Sprain or Strain?
Sprain or Strain?
It was the crucial last 3 seconds of the game. The player holding the ball was likely to dunk anything that crosses his path through the hoop. As he rampaged forward to make that much needed lay-up, a bigger player blocked him in mid-air and sent the ball flying in a different direction while both players landed on each other, the bigger guy’s heavy weight crushing the other player’s right leg.
A young guy went to the gym for the first time. He started working out on the bench press and did some arm curls and crunches and bent-over rowing without consulting his trainer or instructor. Later on, he felt sore in most part of his body especially his biceps, chest, and back.
In the first scenario, the player with the crushed right leg may suffer from leg sprain such as ankle or knee sprain. Ankle sprain is the most common basketball injury which often occurs when a player lands on another player’s foot or the ankle rolls too far outward.
Sprain is a stretching or tearing of ligaments or joint capsules connect one bone to another in order to stabilize joints and prevent excessive movement. More often, sprains occur when a joint is forced from its normal range of motion, by rapid changes in direction or by a collision. Common locations for sprains are your ankles, wrists and knees.
Sprain Signs & Symptoms
Since sprains and strains vary in severity, its signs and symptoms depend on the severity of the injury.
Sprains can cause rapid swelling and can be classified into mild, moderate and severe.
• Mild is when your ligament stretches excessively or tears slightly. When you move, the area becomes somewhat painful. It's quite tender but there’s not much swelling.
• Moderate is when the fibers in your ligament tear but don’t rupture completely. There is difficulty in movement and the joint is tender and painful. There is swelling, area discoloration from bleeding, and unsteadiness when you put weight on your leg.
• Severe is when one or more ligaments tear completely and the area is painful. You can hardly move your joint normally or put weight on it. If you try to walk, your leg feels as if it will give way. The joint becomes very swollen and also can be discolored. The injury may be difficult to distinguish from a fracture or dislocation, which requires medical care.
On the other hand, the gym buff newbie could be suffering from muscle or tendon strain for overdoing his work out program.
Strain is a stretching or tearing of muscle which often occurs when muscles suddenly and powerfully contract — or when a muscle stretches unusually far. This is called an acute strain. Overuse of certain muscles can lead to a chronic strain. The most common strain are hamstring and back injuries. Some people commonly call muscle strains “pulled” muscles.
Strain Signs & Symptoms
• Mild strain is when pain and stiffness occurs with movement and may last a few days.
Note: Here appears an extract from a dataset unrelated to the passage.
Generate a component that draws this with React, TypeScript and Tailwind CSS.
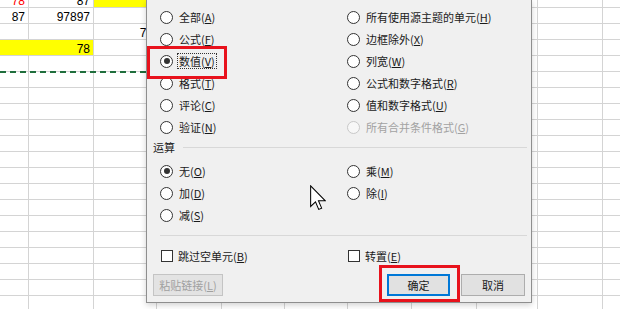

• Moderate strain has partial muscle tears resulting in more extensive pain, swelling and bruising. The pain may last one to three weeks.
• Severe strain is when the muscle is torn apart or ruptured and there’s significant bleeding, swelling and bruising around the muscle. Muscles may not function at all and may need surgical repair if the muscle has torn away completely from the bone.
Sprain & Strain Treatment
Treatment depends on the severity of the injury. Oftentimes, self-care measures and over-the-counter pain medications, such as SOMA or carisoprodol, are all that you'll need.
To treat sprain, keep the joint still by a short period of immobilization so the ligaments can heal. Then try some special exercises to strengthen the muscles that help hold your ankle in place. If your muscles and ligaments are not strong enough to prevent re-injury, you might need surgery to repair the damage and restore its function.
For a strain, seek medical help immediately if the area quickly becomes swollen and is intensely painful or if you suspect a ruptured muscle or broken bone.
Mild sprains and strains usually heal quickly with rest, ice, compression, and elevation (R.I.C.E.). The key to recovery is an early evaluation by a medical professional. Once the injury has been determined, a treatment plan can be developed. With proper care, most sprains and strains will heal without long-term side effects.